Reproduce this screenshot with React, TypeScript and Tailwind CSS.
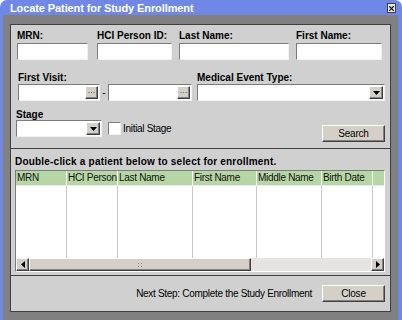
const sunken = "border border-t-[#7b7b7b] border-l-[#7b7b7b] border-b-[#f2f2f2] border-r-[#f2f2f2] bg-white"
const raised =
  "border border-t-white border-l-white border-b-[#404040] border-r-[#404040] bg-[#d4d0c8] shadow-[inset_-1px_-1px_0_#808080]"

const columns = [
  { label: "MRN", w: 51 },
  { label: "HCI Person", w: 51 },
  { label: "Last Name", w: 75 },
  { label: "First Name", w: 64 },
  { label: "Middle Name", w: 65 },
  { label: "Birth Date", w: 51 },
]

function Label({ children, className = "" }: { children: string; className?: string }) {
  return <div className={`h-[12px] text-[10px] font-bold leading-[12px] text-black ${className}`}>{children}</div>
}

function DotsButton() {
  return (
    <div className={`flex h-[13px] w-[13px] items-start justify-center text-[8px] leading-[8px] ${raised}`}>…</div>
  )
}

function DropButton() {
  return (
    <div className={`flex h-[13px] w-[14px] items-center justify-center ${raised}`}>
      <svg width="7" height="4" viewBox="0 0 7 4">
        <path d="M0 0h7L3.5 4z" fill="#000" />
      </svg>
    </div>
  )
}

function DateField({ w }: { w: number }) {
  return (
    <div className={`flex h-[17px] items-center justify-end pr-[1px] ${sunken}`} style={{ width: w }}>
      <DotsButton />
    </div>
  )
}

function Select({ w }: { w: number }) {
  return (
    <div className={`flex h-[17px] items-center justify-end pr-[1px] ${sunken}`} style={{ width: w }}>
      <DropButton />
    </div>
  )
}

function Arrow({ dir }: { dir: "l" | "r" }) {
  return (
    <div className={`flex h-[13px] w-[13px] shrink-0 items-center justify-center ${raised}`}>
      <svg width="4" height="7" viewBox="0 0 4 7">
        <path d={dir === "l" ? "M4 0v7L0 3.5z" : "M0 0v7l4-3.5z"} fill="#000" />
      </svg>
    </div>
  )
}

export default function App() {
  return (
    <div className="flex h-[320px] w-[402px] flex-col overflow-hidden rounded-t-[7px] bg-[#6f87e6] font-['Liberation_Sans',Arial,sans-serif]">
      {/* title bar */}
      <div className="flex h-[15px] shrink-0 items-center justify-between pl-[10px] pr-[6px] pt-[1px]">
        <span className="text-[11px] font-bold leading-[14px] tracking-[-0.1px] text-white">
          Locate Patient for Study Enrollment
        </span>
        <div className="flex h-[10px] w-[9px] items-center justify-center border border-[#404040] bg-[#e4e4e4]">
          <svg width="5" height="5" viewBox="0 0 5 5">
            <path d="M0 0L5 5M5 0L0 5" stroke="#000" strokeWidth="1.2" />
          </svg>
        </div>
      </div>

      <div className="flex flex-1 pl-[3px] pr-[5px]">
        <div className="flex flex-1 bg-[#808080] pb-[8px] pl-[7px] pr-[7px] pt-[9px]">
          <div className="flex flex-1 flex-col border border-[#404040] bg-[#d0d0d0] text-black">
            {/* search form */}
            <div className="flex h-[124px] shrink-0 flex-col border-b border-[#404040] pl-[6px] pr-[5px] pt-[5px]">
              <div className="flex">
                <div className="w-[71px]">
                  <Label className="mb-[1px]">MRN:</Label>
                  <div className={`h-[17px] ${sunken}`} />
                </div>
                <div className="ml-[9px] w-[75px]">
                  <Label className="mb-[1px]">HCI Person ID:</Label>
                  <div className={`h-[17px] ${sunken}`} />
                </div>
                <div className="ml-[7px] w-[110px]">
                  <Label className="mb-[1px]">Last Name:</Label>
                  <div className={`h-[17px] ${sunken}`} />
                </div>
                <div className="ml-[7px] w-[86px]">
                  <Label className="mb-[1px]">First Name:</Label>
                  <div className={`h-[17px] ${sunken}`} />
                </div>
              </div>

              <div className="mt-[12px] flex">
                <div className="ml-[1px]">
                  <Label>First Visit:</Label>
                  <div className="flex items-center">
                    <DateField w={82} />
                    <span className="w-[8px] text-center text-[10px] leading-[12px]">-</span>
                    <DateField w={84} />
                  </div>
                </div>
                <div className="ml-[5px]">
                  <Label>Medical Event Type:</Label>
                  <Select w={188} />
                </div>
              </div>

              <div className="mt-[8px] flex items-start">
                <div className="-ml-[1px]">
                  <div className="h-[11px] text-[10px] font-bold leading-[11px]">Stage</div>
                  <Select w={86} />
                </div>
                <div className="ml-[6px] mt-[13px] flex items-center">
                  <div className={`h-[13px] w-[13px] ${sunken}`} />
                  <span className="ml-[2px] text-[10px] leading-[12px] tracking-[-0.3px]">Initial Stage</span>
                </div>
                <div className="flex-1" />
                <div className={`mt-[16px] flex h-[17px] w-[63px] items-center justify-center text-[10px] tracking-[-0.2px] ${raised}`}>
                  Search
                </div>
              </div>
            </div>

            {/* results */}
            <div className="flex h-[127px] shrink-0 flex-col border-b border-[#404040] pl-[4px] pr-[5px] pt-[7px]">
              <Label className="mb-[2px] tracking-[0.2px]">Double-click a patient below to select for enrollment.</Label>
              <div className="flex h-[102px] flex-col border border-b-white border-l-[#7b7b7b] border-r-white border-t-[#7b7b7b]">
                <div className="flex h-[15px] shrink-0 bg-[#b7d6a6]">
                  {columns.map((c) => (
                    <div
                      key={c.label}
                      className="shrink-0 overflow-hidden whitespace-nowrap border-b border-r border-b-[#e8f0e0] border-r-white pl-[1px] text-[10px] leading-[14px] tracking-[-0.3px] text-[#111]"
                      style={{ width: c.w }}
                    >
                      {c.label}
                    </div>
                  ))}
                  <div className="flex-1 border-b border-[#e8f0e0]" />
                </div>
                <div className="flex flex-1 bg-white">
                  {columns.map((c) => (
                    <div key={c.label} className="shrink-0 border-r border-[#c8c8c8]" style={{ width: c.w }} />
                  ))}
                </div>
                <div className="flex h-[13px] shrink-0 bg-[#e6e4e0]">
                  <Arrow dir="l" />
                  <div className={`flex h-[13px] w-[222px] items-center justify-center ${raised}`}>
                    <svg width="4" height="4" viewBox="0 0 4 4">
                      <rect x="0" y="0" width="1" height="1" fill="#808080" />
                      <rect x="3" y="0" width="1" height="1" fill="#808080" />
                      <rect x="0" y="3" width="1" height="1" fill="#808080" />
                      <rect x="3" y="3" width="1" height="1" fill="#808080" />
                    </svg>
                  </div>
                  <div className="flex-1" />
                  <Arrow dir="r" />
                </div>
              </div>
            </div>

            {/* footer */}
            <div className="flex flex-1 items-center justify-end pr-[5px]">
              <span className="text-[10px] leading-[12px] tracking-[-0.3px]">Next Step: Complete the Study Enrollment</span>
              <div className={`ml-[10px] flex h-[17px] w-[63px] items-center justify-center text-[10px] tracking-[-0.2px] ${raised}`}>
                Close
              </div>
            </div>
          </div>
        </div>
      </div>
    </div>
  )
}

--------------------

What is required: Set the lines above down again, word for word, from the first through the one containing "border-t-white border-l-white border-b-[#404040]"; pictures excluded.

The result:
Reproduce this screenshot with React, TypeScript and Tailwind CSS.
const sunken = "border border-t-[#7b7b7b] border-l-[#7b7b7b] border-b-[#f2f2f2] border-r-[#f2f2f2] bg-white"
const raised =
  "border border-t-white border-l-white border-b-[#404040] border-r-[#404040] bg-[#d4d0c8] shadow-[inset_-1px_-1px_0_#808080]"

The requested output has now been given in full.